Śledczy nie mają wątpliwości, że od samego początku Łukasz M. chciał znaleźć się z nim sam na sam - na odludziu. Dlatego też najpewniej poprosił Cezarego S., żeby jechał za nim.
- Oskarżony twierdzi, że Cezary S. go wyprzedził i zmusił do zatrzymania samochodu. To nieprawda, bo eksperyment procesowy jasno wykazał, że droga była na to zbyt wąska. W istocie to policjant zatrzymał auto - opowiada prokurator.
Strzał w czoło
To, co działo się chwilę przed zabójstwem, też nie pasuje do ustaleń.
- Zabity przez oskarżonego mężczyzna był potężnej budowy ciała. Gdyby faktycznie uderzył Łukasza M. w twarz, to pozostałyby po tym jakieś ślady. A ich nie było. Nigdy też nie znaleziono klucza do kół, którym rzekomo Cezary S. miał atakować oskarżonego - podkreślał prokurator.
Policjanta, według prokuratury, ostatecznie pogrąża rekonstrukcja tego, jak padały strzały.
- Pierwszy pocisk został wystrzelony z przyłożenia broni do ciała ofiary. Potem były cztery pociski w brzuch i klatkę piersiową. Ale najbardziej poraża to, co stało się na koniec - relacjonuje Łukasz Majchrzak.
Biegli orzekli bowiem, że Cezary S. ostatni pocisk dostał w czoło.

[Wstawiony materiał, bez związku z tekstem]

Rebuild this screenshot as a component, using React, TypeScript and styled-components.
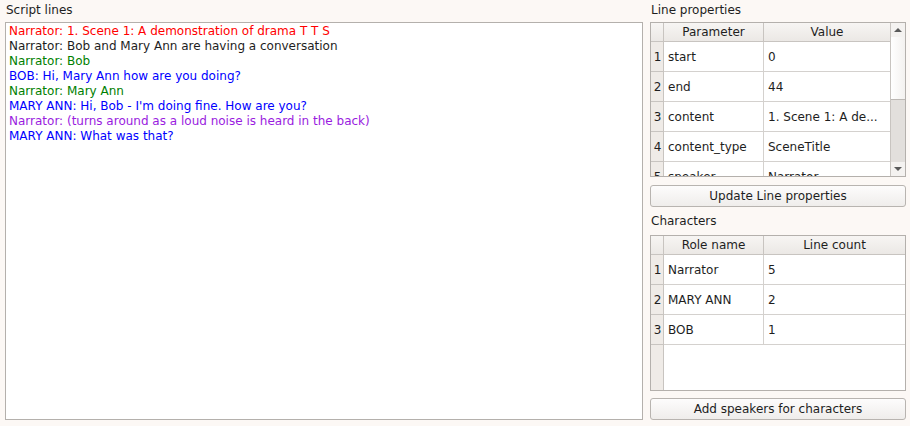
import React from "react";
import styled, { createGlobalStyle } from "styled-components";

const GlobalStyle = createGlobalStyle`
  html, body {
    margin: 0;
    padding: 0;
    background: #fcf8f5;
  }
  body {
    font-family: "DejaVu Sans", "Liberation Sans", sans-serif;
    font-size: 12px;
    color: #1e1e1e;
  }
`;

const Window = styled.div`
  width: 910px;
  height: 426px;
  box-sizing: border-box;
  padding: 0 4px 6px 5px;
  display: grid;
  grid-template-columns: 638px 256px;
  column-gap: 7px;
  background: #fcf8f5;
`;

const Column = styled.div`
  display: flex;
  flex-direction: column;
  min-height: 0;
`;

const Label = styled.div<{ $top: number; $bottom: number }>`
  height: 14px;
  line-height: 14px;
  margin-top: ${(p) => p.$top}px;
  margin-bottom: ${(p) => p.$bottom}px;
  padding-left: 1px;
  color: #1e1e1e;
`;

const ScriptBox = styled.div`
  flex: 1;
  background: #ffffff;
  border: 1px solid #b4b0ac;
  padding: 1px 3px;
  overflow: hidden;
`;

const ScriptLine = styled.div<{ $color: string }>`
  color: ${(p) => p.$color};
  line-height: 15px;
  white-space: nowrap;
`;

const TableFrame = styled.div<{ $height: number; $scroll?: boolean }>`
  height: ${(p) => p.$height}px;
  box-sizing: border-box;
  border: 1px solid #b4b0ac;
  background: #ffffff;
  display: grid;
  grid-template-columns: ${(p) => (p.$scroll ? "1fr 15px" : "1fr")};
  overflow: hidden;
`;

const Grid = styled.div<{ $rows: string }>`
  display: grid;
  grid-template-columns: 13px 100px 1fr;
  grid-template-rows: ${(p) => p.$rows};
  grid-auto-rows: 30px;
  overflow: hidden;
  min-height: 0;
`;

const HeaderCell = styled.div`
  background: linear-gradient(#f7f5f3, #ebe8e5);
  border-right: 1px solid #c8c4c0;
  border-bottom: 1px solid #c8c4c0;
  display: flex;
  align-items: center;
  justify-content: center;
  color: #1e1e1e;
  &:nth-child(3) {
    border-right: none;
  }
`;

const RowHead = styled.div`
  background: #efebe7;
  border-right: 1px solid #c8c4c0;
  border-bottom: 1px solid #c8c4c0;
  display: flex;
  align-items: center;
  justify-content: center;
  padding-left: 1px;
`;

const Cell = styled.div<{ $last?: boolean }>`
  border-right: ${(p) => (p.$last ? "none" : "1px solid #d4d1ce")};
  border-bottom: 1px solid #d4d1ce;
  display: flex;
  align-items: center;
  padding-left: 4px;
  white-space: nowrap;
  overflow: hidden;
`;

const EmptyHead = styled.div`
  background: #efebe7;
  border-right: 1px solid #c8c4c0;
`;

const EmptyFill = styled.div`
  grid-column: span 2;
`;

const ScrollBar = styled.div`
  border-left: 1px solid #c8c4c0;
  display: grid;
  grid-template-rows: 14px 63px 1fr 14px;
  background: #e2dfdc;
`;

const ArrowBox = styled.div`
  background: #f4f2f0;
  display: flex;
  align-items: center;
  justify-content: center;
`;

const Handle = styled.div`
  background: linear-gradient(90deg, #ffffff, #f3f1ef);
  border-bottom: 1px solid #bcb8b4;
`;

const Trough = styled.div`
  background: #e2dfdc;
`;

const Arrow = styled.div<{ $down?: boolean }>`
  width: 0;
  height: 0;
  border-left: 4px solid transparent;
  border-right: 4px solid transparent;
  ${(p) =>
    p.$down
      ? "border-top: 4px solid #5a5a5a;"
      : "border-bottom: 4px solid #5a5a5a;"}
`;

const Button = styled.button<{ $top: number }>`
  margin-top: ${(p) => p.$top}px;
  height: 22px;
  width: 100%;
  border: 1px solid #b8b4b0;
  border-radius: 3px;
  background: linear-gradient(#fdfcfc, #efedeb);
  font-family: "DejaVu Sans", "Liberation Sans", sans-serif;
  font-size: 12px;
  color: #1e1e1e;
  padding: 0;
`;

const scriptLines = [
  { color: "#ff0000", text: "Narrator: 1. Scene 1: A demonstration of drama T T S" },
  { color: "#1e1e1e", text: "Narrator: Bob and Mary Ann are having a conversation" },
  { color: "#008000", text: "Narrator: Bob" },
  { color: "#0000ff", text: "BOB: Hi, Mary Ann how are you doing?" },
  { color: "#008000", text: "Narrator: Mary Ann" },
  { color: "#0000ff", text: "MARY ANN: Hi, Bob - I'm doing fine. How are you?" },
  { color: "#9a1ce0", text: "Narrator: (turns around as a loud noise is heard in the back)" },
  { color: "#0000ff", text: "MARY ANN: What was that?" },
];

const properties = [
  ["start", "0"],
  ["end", "44"],
  ["content", "1. Scene 1: A de..."],
  ["content_type", "SceneTitle"],
  ["speaker", "Narrator"],
];

const characters = [
  ["Narrator", "5"],
  ["MARY ANN", "2"],
  ["BOB", "1"],
];

export default function App() {
  return (
    <>
      <GlobalStyle />
      <Window>
        <Column>
          <Label $top={3} $bottom={5}>Script lines</Label>
          <ScriptBox>
            {scriptLines.map((l, i) => (
              <ScriptLine key={i} $color={l.color}>
                {l.text}
              </ScriptLine>
            ))}
          </ScriptBox>
        </Column>

        <Column>
          <Label $top={3} $bottom={5}>Line properties</Label>
          <TableFrame $height={155} $scroll>
            <Grid $rows="19px">
              <HeaderCell />
              <HeaderCell>Parameter</HeaderCell>
              <HeaderCell>Value</HeaderCell>
              {properties.map(([k, v], i) => (
                <React.Fragment key={k}>
                  <RowHead>{i + 1}</RowHead>
                  <Cell>{k}</Cell>
                  <Cell $last>{v}</Cell>
                </React.Fragment>
              ))}
            </Grid>
            <ScrollBar>
              <ArrowBox>
                <Arrow />
              </ArrowBox>
              <Handle />
              <Trough />
              <ArrowBox>
                <Arrow $down />
              </ArrowBox>
            </ScrollBar>
          </TableFrame>
          <Button $top={8}>Update Line properties</Button>
          <Label $top={7} $bottom={7}>Characters</Label>
          <TableFrame $height={156}>
            <Grid $rows="19px 30px 30px 30px 1fr">
              <HeaderCell />
              <HeaderCell>Role name</HeaderCell>
              <HeaderCell>Line count</HeaderCell>
              {characters.map(([k, v], i) => (
                <React.Fragment key={k}>
                  <RowHead>{i + 1}</RowHead>
                  <Cell>{k}</Cell>
                  <Cell $last>{v}</Cell>
                </React.Fragment>
              ))}
              <EmptyHead />
              <EmptyFill />
            </Grid>
          </TableFrame>
          <Button $top={7}>Add speakers for characters</Button>
        </Column>
      </Window>
    </>
  );
}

Musiał już wtedy leżeć albo klęczeć przed oprawcą z głową odchyloną do tyłu. Pocisk przeszedł przez mózg i zatrzymał się w kręgosłupie.
- Oskarżony, co jest bezsprzeczne, po wszystkim zacierał ślady. Skutecznie, bo został zatrzymany dopiero po czterech dniach. Nie tylko ukrył ciało, ale też spalił ubrania, w których był w czasie morderstwa. Nie można tego powiązać z chaotycznym i nieracjonalnym postępowaniem - zaznaczał prokurator.
Argumentację prokuratury w znacznej mierze ostatecznie podzielił sąd.
***
Łukasz M. przepracował sylwestrowy dyżur. Około czwartej skończył pracę i pojechał na dyskotekę w Witoni, gdzie pracowała jego żona. Wspólni znajomi wspominają, że zachowywał się normalnie. Około piątej wrócił do domu. Z przyjaciółmi pił whisky i szampana.